Problem 787
Bézout’s Game
Two players play a game with two piles of stones. They take alternating turns. If there are currently $a$ stones in the first pile and $b$ stones in the second, a turn consists of removing $c\ge 0$ stones from the first pile and $d\ge 0$ from the second in such a way that $ad-bc=\pm1$. The winner is the player who first empties one of the piles.
Note that the game is only playable if the sizes of the two piles are coprime.
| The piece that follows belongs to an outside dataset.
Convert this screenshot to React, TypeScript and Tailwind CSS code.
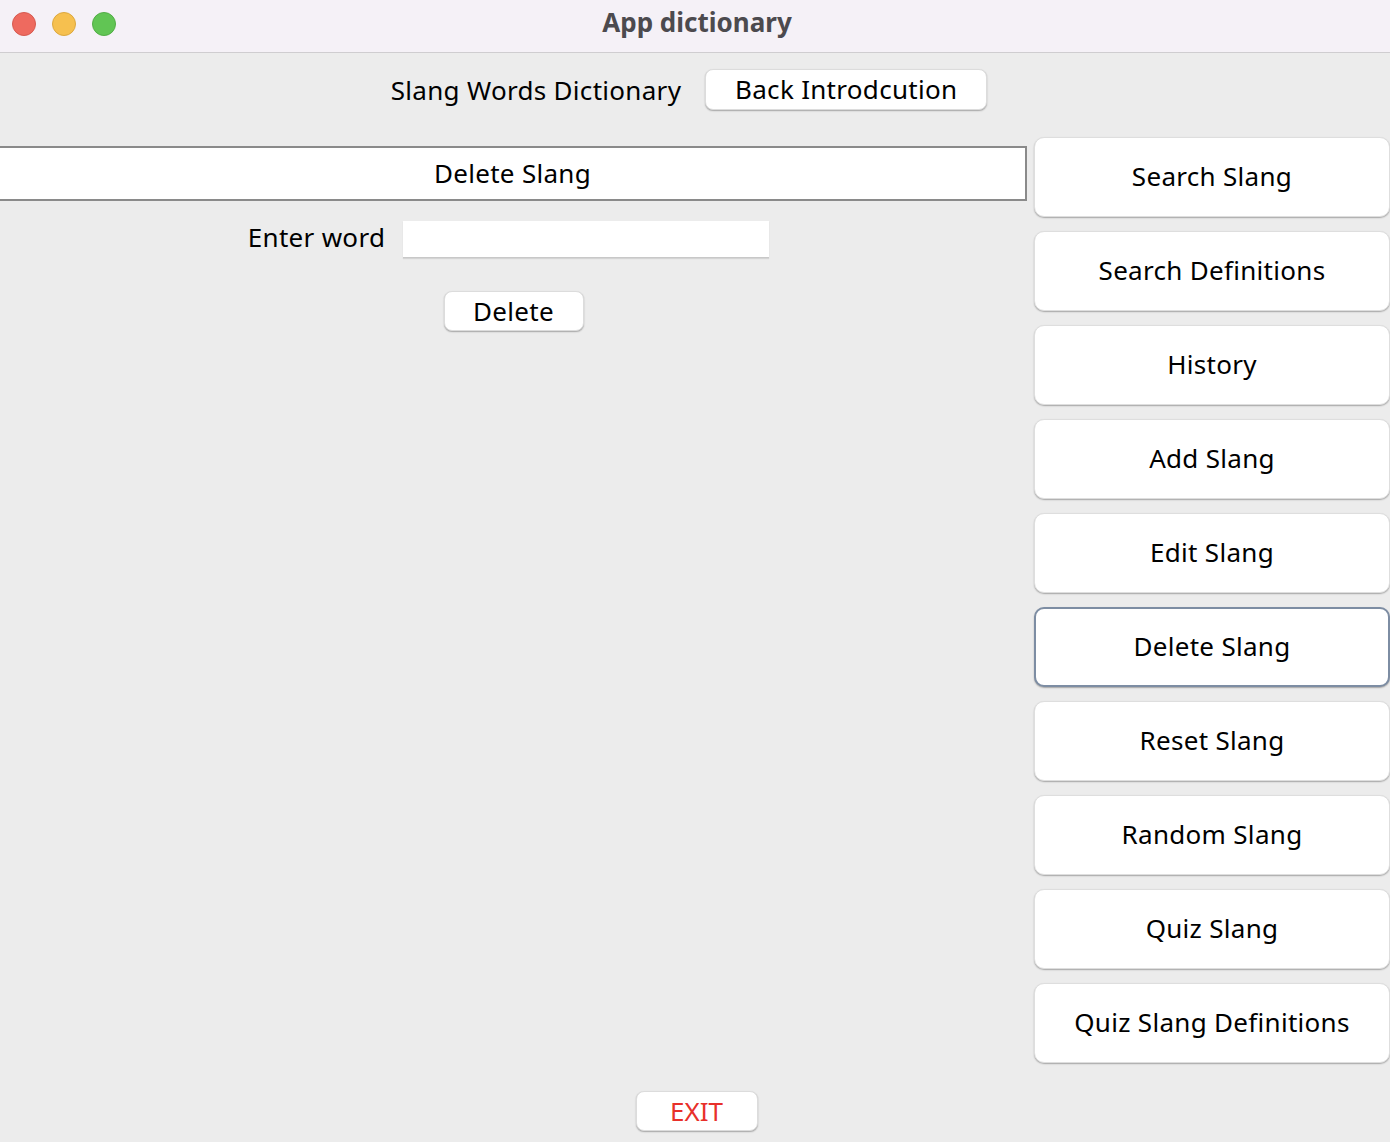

A game state $(a, b)$ is a winning position if the next player can guarantee a win with optimal play. Define $H(N)$ to be the number of winning positions $(a, b)$ with $\gcd(a,b)=1$, $a > 0$, $b > 0$ and $a+b \leq N$. Note the order matters, so for example $(2,1)$ and $(1,2)$ are distinct positions.
You are given $H(4)=5$ and $H(100)=2043$.
Find $H(10^9)$.
裴蜀游戏
两名玩家正在用两堆石子玩游戏。他们轮流行动,若当前第一堆有$a$枚石子而第二堆有$b$枚,则这一轮的玩家可以从第一堆移除$c \ge 0$枚石子并从第二堆移除$d \ge 0$枚石子且满足$ad-bc=\pm 1$。首先将其中一堆石子清空的玩家获胜。
注意这个游戏只有在两堆石子的数目互质时才能进行。
若玩家面对游戏状态$(a,b)$时按照最优策略必定获胜,则称该游戏状态为必胜态。记$H(N)$为满足$\gcd(a,b)=1$,$a>0$,$b>0$和$a+b \leq N$的必胜态$(a,b)$的数目。在计算数目时需要注意顺序,例如$(2,1)$和$(1,2)$应视为不同的游戏状态。
已知$H(4)=5$和$H(100)=2043$。
求$H(10^9)$。